* _Information provided_
+--
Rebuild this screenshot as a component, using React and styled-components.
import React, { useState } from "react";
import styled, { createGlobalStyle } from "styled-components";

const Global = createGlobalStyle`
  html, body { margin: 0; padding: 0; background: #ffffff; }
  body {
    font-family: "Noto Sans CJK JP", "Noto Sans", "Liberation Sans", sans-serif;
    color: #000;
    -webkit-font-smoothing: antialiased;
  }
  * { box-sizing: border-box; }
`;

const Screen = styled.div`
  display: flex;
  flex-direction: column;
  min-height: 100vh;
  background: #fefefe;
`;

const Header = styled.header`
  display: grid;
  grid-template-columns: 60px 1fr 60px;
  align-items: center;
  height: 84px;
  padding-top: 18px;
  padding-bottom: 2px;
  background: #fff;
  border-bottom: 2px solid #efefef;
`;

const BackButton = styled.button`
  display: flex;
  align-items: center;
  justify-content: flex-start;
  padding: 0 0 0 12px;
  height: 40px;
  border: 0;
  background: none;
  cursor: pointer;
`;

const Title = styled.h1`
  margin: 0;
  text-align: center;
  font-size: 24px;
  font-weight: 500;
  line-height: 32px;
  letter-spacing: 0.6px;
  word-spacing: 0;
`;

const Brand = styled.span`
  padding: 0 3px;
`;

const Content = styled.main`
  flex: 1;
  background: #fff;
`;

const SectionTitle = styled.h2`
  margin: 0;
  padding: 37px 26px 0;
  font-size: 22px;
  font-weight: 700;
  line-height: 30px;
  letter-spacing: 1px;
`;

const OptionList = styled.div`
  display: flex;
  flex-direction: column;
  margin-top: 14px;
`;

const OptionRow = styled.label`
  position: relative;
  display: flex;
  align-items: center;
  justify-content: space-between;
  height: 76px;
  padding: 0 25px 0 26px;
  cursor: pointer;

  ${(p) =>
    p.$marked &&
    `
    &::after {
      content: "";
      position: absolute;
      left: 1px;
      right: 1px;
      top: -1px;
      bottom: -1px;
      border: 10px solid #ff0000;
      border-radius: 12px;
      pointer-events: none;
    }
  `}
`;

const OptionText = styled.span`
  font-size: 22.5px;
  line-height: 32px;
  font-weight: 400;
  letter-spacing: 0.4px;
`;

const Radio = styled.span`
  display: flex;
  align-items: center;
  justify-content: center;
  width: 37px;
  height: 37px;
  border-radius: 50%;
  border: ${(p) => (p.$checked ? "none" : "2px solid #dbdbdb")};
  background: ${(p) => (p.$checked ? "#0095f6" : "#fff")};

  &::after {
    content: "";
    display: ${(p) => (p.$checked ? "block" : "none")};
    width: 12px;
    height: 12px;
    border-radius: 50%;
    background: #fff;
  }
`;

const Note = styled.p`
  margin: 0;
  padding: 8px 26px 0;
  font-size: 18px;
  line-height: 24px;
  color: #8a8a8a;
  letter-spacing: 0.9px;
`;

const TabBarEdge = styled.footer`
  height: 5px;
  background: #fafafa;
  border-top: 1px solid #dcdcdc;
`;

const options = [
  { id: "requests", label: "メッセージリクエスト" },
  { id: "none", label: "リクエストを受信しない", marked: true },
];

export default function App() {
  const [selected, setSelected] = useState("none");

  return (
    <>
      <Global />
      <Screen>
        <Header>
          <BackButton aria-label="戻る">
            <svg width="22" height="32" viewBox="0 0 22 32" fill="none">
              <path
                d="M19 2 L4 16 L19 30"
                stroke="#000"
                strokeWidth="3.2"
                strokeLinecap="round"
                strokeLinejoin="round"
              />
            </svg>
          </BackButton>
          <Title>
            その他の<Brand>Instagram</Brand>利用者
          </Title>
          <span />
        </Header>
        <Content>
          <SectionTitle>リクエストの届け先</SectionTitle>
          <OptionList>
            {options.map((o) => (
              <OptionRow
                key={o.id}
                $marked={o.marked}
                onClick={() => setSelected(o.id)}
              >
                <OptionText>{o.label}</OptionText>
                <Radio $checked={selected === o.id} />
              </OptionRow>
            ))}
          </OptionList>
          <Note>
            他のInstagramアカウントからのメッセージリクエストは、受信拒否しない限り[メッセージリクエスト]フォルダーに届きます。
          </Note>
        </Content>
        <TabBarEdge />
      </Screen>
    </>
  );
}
+--
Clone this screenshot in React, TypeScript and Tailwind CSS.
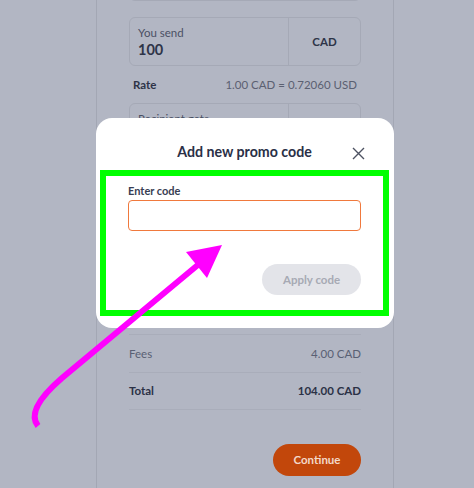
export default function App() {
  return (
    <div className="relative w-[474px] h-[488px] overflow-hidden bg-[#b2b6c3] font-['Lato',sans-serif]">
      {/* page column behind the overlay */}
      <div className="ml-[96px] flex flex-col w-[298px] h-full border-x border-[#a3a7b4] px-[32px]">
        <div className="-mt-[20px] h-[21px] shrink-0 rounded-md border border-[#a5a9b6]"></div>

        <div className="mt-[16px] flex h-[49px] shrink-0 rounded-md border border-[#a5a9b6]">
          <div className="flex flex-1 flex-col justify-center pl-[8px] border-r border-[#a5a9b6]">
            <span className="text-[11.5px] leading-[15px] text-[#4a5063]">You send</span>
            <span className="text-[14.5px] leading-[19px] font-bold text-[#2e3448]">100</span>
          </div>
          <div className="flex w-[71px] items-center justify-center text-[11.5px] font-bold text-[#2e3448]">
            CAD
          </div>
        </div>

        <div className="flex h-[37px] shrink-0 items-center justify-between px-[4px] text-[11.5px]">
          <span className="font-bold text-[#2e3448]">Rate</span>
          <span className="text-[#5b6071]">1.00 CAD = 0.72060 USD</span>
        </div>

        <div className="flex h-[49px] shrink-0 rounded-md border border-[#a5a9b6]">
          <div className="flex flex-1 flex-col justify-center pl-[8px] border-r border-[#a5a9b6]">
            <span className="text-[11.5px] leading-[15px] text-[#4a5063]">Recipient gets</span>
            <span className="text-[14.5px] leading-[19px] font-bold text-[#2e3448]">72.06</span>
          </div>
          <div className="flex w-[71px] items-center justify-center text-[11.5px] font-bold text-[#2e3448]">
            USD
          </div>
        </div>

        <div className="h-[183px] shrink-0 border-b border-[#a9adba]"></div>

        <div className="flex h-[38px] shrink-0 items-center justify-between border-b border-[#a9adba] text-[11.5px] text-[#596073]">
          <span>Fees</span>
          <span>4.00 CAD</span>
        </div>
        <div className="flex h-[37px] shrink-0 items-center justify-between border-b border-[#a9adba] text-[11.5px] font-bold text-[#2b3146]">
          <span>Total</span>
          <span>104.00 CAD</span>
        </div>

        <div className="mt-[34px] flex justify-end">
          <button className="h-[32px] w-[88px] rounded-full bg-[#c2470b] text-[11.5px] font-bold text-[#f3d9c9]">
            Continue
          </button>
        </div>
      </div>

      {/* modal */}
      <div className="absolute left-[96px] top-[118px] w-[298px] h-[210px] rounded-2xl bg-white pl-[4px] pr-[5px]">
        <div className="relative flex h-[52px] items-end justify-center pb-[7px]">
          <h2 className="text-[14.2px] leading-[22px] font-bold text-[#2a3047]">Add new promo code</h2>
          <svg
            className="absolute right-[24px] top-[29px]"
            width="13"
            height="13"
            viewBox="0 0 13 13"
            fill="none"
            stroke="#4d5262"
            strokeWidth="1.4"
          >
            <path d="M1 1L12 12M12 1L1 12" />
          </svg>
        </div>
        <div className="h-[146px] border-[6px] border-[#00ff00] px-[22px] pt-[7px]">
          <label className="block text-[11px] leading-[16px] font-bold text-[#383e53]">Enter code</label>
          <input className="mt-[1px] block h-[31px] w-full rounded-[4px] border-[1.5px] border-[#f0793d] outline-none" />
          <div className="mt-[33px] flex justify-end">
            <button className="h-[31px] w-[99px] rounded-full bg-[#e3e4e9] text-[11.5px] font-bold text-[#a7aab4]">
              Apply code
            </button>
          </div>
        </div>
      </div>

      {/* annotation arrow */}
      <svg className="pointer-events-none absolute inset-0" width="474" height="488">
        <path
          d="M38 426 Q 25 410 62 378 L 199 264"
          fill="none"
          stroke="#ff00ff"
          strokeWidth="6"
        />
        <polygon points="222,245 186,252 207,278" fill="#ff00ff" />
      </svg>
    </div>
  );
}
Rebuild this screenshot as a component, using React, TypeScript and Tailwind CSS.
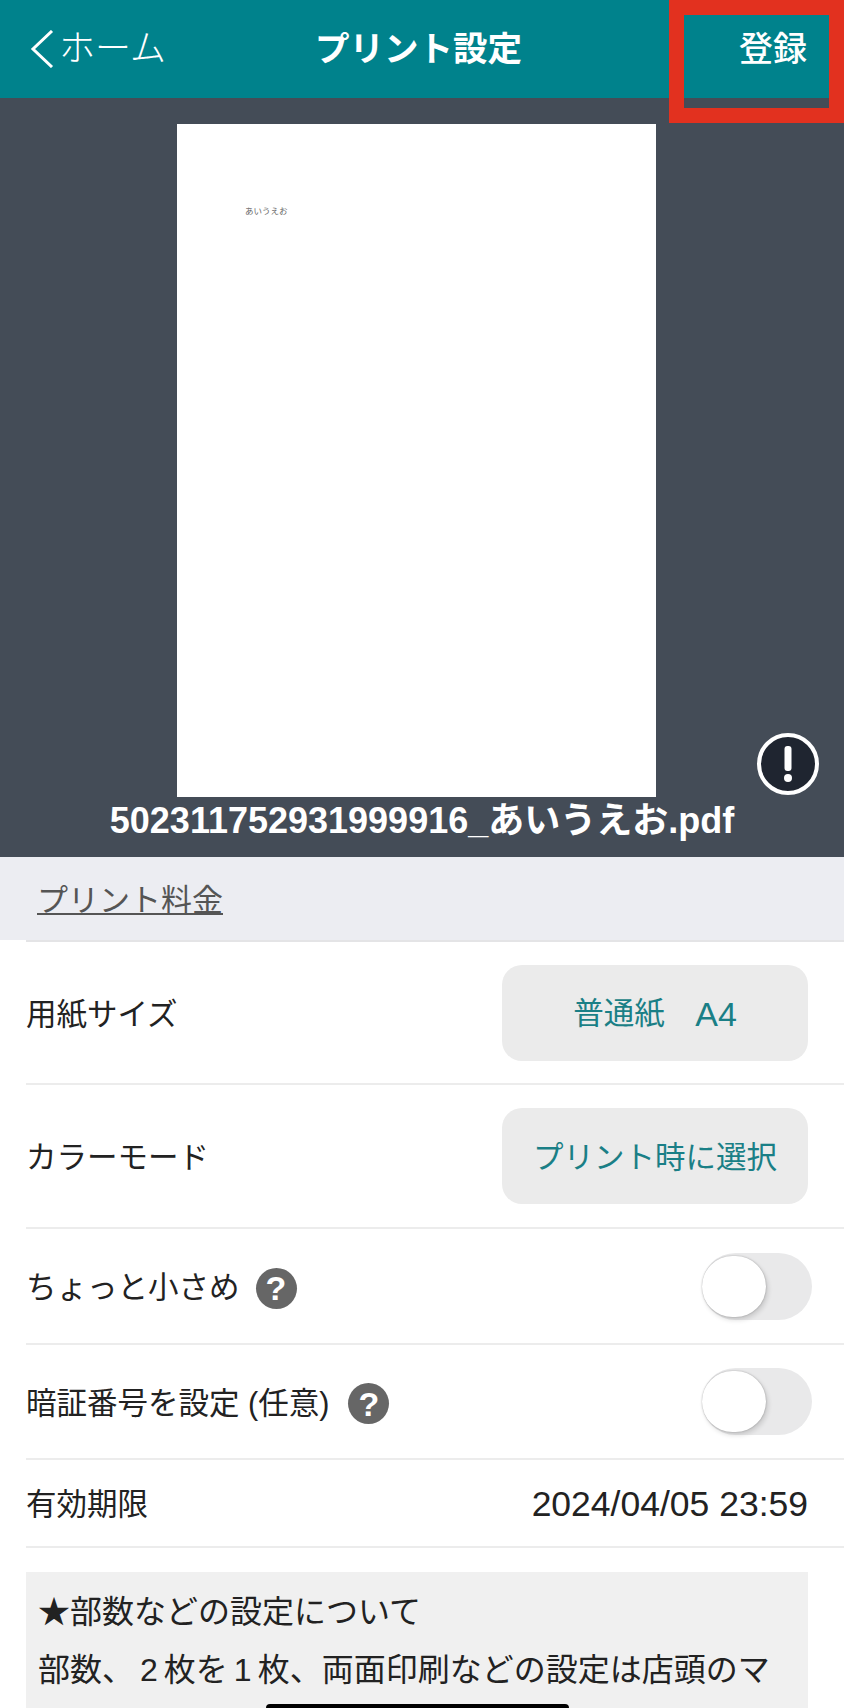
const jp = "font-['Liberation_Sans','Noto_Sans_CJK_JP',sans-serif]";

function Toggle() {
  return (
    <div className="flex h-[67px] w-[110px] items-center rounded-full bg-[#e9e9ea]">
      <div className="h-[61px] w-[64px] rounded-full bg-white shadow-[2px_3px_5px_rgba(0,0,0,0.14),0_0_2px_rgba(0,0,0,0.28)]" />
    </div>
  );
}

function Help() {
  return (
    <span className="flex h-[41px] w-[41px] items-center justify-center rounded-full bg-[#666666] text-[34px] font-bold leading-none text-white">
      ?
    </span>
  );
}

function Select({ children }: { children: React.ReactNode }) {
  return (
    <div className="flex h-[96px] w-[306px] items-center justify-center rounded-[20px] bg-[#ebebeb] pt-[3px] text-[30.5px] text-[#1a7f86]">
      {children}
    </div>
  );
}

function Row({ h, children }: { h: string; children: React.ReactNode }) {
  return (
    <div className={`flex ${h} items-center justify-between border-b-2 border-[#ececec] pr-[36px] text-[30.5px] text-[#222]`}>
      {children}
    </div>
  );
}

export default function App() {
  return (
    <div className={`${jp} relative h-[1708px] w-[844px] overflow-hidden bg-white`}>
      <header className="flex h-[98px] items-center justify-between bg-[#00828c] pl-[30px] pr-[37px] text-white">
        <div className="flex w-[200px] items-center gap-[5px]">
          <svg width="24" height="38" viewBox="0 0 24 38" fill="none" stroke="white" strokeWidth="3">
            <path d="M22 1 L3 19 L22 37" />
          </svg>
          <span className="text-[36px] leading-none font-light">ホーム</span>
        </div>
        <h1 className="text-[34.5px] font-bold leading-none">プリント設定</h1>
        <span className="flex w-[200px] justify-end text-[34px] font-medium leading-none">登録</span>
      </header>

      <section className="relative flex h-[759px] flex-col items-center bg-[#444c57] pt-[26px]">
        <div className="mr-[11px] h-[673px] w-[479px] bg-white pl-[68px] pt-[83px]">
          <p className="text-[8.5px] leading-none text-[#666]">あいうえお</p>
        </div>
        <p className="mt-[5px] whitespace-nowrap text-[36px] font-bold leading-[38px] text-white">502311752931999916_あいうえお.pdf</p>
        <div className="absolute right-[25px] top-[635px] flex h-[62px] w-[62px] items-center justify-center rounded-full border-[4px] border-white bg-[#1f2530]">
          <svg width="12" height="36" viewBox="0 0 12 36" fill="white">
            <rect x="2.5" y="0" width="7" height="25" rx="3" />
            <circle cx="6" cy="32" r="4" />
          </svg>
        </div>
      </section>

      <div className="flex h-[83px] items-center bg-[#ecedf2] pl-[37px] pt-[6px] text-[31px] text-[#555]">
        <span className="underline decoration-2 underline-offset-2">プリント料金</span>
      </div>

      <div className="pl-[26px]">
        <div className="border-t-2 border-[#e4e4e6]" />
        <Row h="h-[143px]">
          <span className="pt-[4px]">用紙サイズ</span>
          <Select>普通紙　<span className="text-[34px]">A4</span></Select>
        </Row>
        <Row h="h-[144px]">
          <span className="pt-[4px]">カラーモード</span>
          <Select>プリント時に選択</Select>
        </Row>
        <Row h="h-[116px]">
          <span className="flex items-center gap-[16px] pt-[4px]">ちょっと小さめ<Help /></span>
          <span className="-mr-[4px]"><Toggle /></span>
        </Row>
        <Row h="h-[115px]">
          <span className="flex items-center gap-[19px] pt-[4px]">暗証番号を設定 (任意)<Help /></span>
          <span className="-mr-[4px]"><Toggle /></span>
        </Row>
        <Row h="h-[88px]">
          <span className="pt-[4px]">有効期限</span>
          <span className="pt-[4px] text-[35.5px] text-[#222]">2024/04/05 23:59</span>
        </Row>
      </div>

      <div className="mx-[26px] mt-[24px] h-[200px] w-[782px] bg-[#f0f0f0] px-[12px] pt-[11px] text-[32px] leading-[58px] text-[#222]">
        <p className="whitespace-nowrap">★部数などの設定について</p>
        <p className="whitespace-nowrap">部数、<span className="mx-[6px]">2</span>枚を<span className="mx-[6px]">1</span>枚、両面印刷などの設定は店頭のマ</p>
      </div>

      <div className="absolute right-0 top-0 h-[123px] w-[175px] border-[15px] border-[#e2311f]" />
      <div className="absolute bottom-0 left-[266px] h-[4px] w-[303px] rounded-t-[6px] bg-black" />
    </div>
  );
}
+--
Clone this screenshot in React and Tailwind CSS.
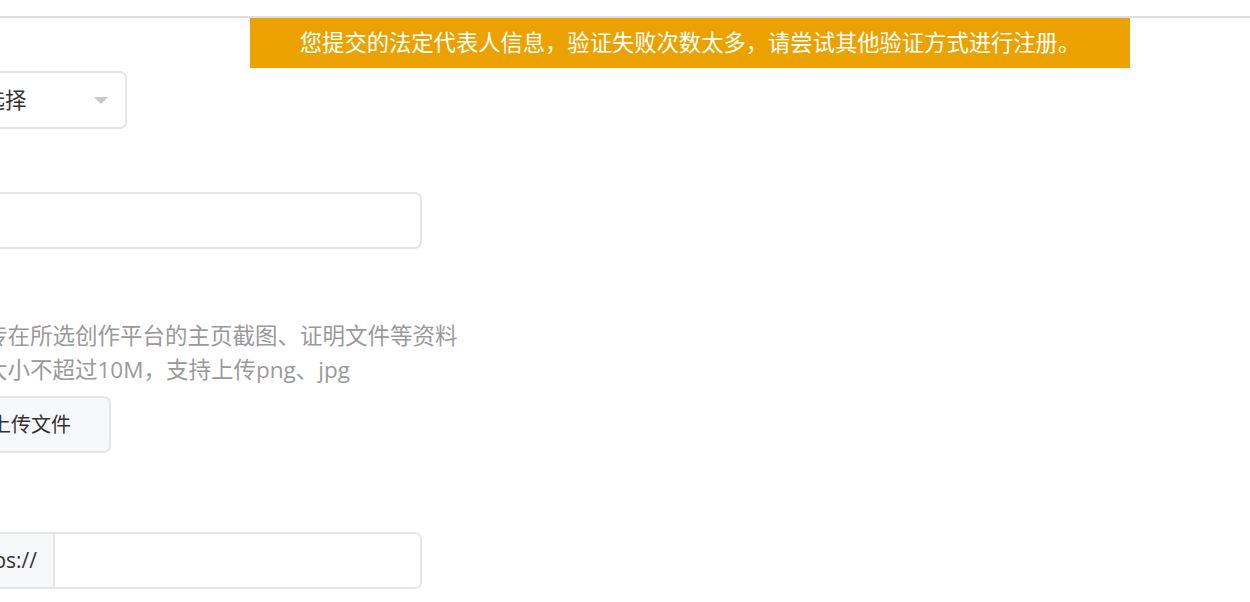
+--
* _Problem statement_
Within the material above, find the lines that contain the word "screenshot"; copy them.

* _Reply_
Rebuild this screenshot as a component, using React and styled-components.
Clone this screenshot in React, TypeScript and Tailwind CSS.
Rebuild this screenshot as a component, using React, TypeScript and Tailwind CSS.
Clone this screenshot in React and Tailwind CSS.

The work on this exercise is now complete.